STATED PROBLEM
Lines holding the string "this" are the ones to copy; find them all in the data.

THE INPUT
•••••

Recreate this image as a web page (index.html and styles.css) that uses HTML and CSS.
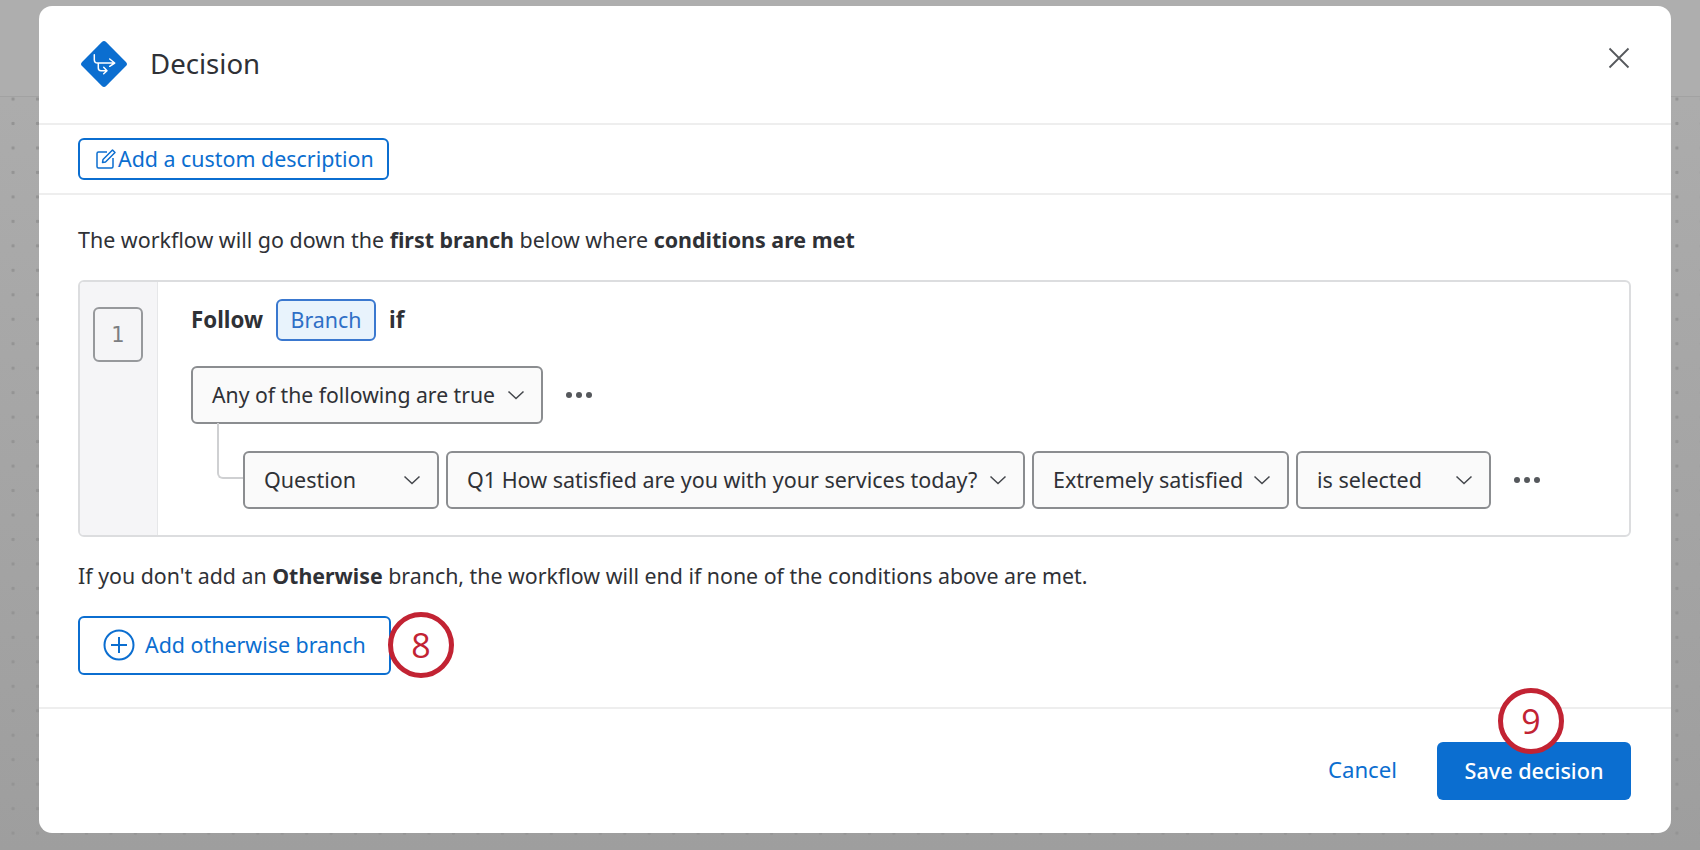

•••••

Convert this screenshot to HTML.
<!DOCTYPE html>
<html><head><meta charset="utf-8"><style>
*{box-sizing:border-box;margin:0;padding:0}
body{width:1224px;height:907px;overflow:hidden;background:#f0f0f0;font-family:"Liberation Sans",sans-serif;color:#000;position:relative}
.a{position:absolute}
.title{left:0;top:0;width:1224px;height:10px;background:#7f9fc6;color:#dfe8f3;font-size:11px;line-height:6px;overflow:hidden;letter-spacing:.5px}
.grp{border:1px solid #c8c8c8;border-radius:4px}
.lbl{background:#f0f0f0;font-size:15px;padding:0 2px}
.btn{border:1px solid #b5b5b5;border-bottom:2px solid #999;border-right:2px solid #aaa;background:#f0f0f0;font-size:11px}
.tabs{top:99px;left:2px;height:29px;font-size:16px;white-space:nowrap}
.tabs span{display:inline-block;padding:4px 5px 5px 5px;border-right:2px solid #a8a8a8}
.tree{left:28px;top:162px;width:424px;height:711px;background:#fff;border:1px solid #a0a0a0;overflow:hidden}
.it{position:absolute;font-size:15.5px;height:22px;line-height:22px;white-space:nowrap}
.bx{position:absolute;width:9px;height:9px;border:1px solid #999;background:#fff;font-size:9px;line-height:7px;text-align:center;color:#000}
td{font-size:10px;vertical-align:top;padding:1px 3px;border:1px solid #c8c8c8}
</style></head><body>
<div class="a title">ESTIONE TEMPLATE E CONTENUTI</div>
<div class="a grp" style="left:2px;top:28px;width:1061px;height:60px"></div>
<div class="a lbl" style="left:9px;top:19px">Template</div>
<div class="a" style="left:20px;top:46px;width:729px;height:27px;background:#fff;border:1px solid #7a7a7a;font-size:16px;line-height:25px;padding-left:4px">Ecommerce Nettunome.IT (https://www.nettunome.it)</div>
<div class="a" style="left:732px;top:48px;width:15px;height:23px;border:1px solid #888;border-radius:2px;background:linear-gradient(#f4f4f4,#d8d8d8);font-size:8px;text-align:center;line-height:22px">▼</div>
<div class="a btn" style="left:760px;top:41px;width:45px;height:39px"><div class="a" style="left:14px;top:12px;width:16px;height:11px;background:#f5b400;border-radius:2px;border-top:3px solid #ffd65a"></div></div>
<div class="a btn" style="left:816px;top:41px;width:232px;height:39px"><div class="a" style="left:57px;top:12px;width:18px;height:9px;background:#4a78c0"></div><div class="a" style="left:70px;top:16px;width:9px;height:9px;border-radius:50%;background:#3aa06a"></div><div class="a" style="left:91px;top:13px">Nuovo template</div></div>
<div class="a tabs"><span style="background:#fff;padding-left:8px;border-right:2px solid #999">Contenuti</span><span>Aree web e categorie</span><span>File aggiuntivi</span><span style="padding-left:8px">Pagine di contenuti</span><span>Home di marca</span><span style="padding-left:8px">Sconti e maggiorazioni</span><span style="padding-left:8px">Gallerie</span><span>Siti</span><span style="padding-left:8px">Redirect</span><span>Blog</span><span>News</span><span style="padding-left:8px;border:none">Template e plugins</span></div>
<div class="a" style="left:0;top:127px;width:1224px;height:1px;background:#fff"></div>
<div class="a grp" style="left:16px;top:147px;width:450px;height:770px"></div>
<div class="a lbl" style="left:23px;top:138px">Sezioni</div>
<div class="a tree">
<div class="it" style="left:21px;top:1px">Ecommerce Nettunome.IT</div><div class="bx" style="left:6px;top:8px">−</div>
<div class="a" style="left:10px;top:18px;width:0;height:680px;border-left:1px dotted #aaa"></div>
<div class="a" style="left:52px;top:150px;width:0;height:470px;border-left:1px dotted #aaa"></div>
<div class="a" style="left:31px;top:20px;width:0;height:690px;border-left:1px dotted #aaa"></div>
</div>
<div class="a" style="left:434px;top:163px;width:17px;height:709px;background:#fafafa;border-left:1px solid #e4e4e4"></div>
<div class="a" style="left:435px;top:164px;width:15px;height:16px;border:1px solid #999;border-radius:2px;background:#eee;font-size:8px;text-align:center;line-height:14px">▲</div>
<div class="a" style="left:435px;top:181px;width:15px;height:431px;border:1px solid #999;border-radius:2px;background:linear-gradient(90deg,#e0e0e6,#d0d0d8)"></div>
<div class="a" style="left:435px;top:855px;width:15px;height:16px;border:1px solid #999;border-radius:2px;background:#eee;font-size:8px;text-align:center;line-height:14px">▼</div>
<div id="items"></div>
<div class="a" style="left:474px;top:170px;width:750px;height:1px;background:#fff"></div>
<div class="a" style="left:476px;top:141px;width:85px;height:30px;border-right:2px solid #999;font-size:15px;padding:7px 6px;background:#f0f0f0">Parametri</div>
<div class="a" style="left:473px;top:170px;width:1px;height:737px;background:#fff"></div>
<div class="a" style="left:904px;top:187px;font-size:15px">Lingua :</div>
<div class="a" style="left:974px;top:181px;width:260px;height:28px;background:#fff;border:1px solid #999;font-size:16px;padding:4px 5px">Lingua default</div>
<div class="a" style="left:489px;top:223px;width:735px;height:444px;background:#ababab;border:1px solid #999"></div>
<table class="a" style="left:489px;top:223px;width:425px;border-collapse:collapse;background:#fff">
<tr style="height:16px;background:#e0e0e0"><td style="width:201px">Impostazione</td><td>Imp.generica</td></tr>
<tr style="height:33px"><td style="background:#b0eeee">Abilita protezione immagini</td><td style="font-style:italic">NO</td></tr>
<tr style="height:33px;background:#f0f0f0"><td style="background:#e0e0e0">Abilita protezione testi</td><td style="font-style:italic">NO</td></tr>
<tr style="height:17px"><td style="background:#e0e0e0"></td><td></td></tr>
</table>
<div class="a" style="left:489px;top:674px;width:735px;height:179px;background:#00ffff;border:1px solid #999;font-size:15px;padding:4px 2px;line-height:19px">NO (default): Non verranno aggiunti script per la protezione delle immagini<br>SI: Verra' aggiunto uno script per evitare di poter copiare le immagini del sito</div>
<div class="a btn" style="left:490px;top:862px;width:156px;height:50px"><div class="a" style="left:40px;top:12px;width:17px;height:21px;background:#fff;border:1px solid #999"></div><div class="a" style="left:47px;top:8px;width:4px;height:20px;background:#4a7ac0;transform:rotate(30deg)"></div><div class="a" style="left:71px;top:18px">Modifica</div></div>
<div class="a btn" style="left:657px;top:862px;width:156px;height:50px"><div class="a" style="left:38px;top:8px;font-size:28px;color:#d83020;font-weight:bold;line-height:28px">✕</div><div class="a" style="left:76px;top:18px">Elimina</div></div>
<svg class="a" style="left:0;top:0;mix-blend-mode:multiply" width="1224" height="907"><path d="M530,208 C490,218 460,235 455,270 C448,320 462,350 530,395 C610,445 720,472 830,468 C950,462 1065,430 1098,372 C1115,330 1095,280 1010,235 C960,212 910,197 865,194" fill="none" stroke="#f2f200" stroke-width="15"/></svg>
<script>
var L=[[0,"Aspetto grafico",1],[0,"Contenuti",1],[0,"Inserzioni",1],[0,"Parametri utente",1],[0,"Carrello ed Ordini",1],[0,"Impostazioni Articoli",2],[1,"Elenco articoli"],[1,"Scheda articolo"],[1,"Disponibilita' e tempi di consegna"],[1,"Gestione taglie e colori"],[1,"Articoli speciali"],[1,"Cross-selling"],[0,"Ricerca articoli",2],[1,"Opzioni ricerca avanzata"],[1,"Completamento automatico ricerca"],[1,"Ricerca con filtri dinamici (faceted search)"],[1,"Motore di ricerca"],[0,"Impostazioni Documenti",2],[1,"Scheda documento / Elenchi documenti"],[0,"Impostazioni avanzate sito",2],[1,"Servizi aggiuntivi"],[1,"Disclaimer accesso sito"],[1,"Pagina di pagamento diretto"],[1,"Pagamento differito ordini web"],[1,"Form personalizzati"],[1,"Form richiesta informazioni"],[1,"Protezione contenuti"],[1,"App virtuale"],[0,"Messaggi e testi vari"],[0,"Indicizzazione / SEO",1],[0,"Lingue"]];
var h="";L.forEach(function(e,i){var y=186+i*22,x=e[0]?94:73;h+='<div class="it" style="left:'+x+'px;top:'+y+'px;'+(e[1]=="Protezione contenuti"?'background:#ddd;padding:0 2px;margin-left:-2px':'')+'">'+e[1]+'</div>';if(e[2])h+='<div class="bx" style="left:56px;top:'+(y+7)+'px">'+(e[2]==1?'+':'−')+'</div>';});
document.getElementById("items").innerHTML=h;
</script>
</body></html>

•••••

FINAL ANSWER
Recreate this image as a web page (index.html and styles.css) that uses HTML and CSS.
Convert this screenshot to HTML.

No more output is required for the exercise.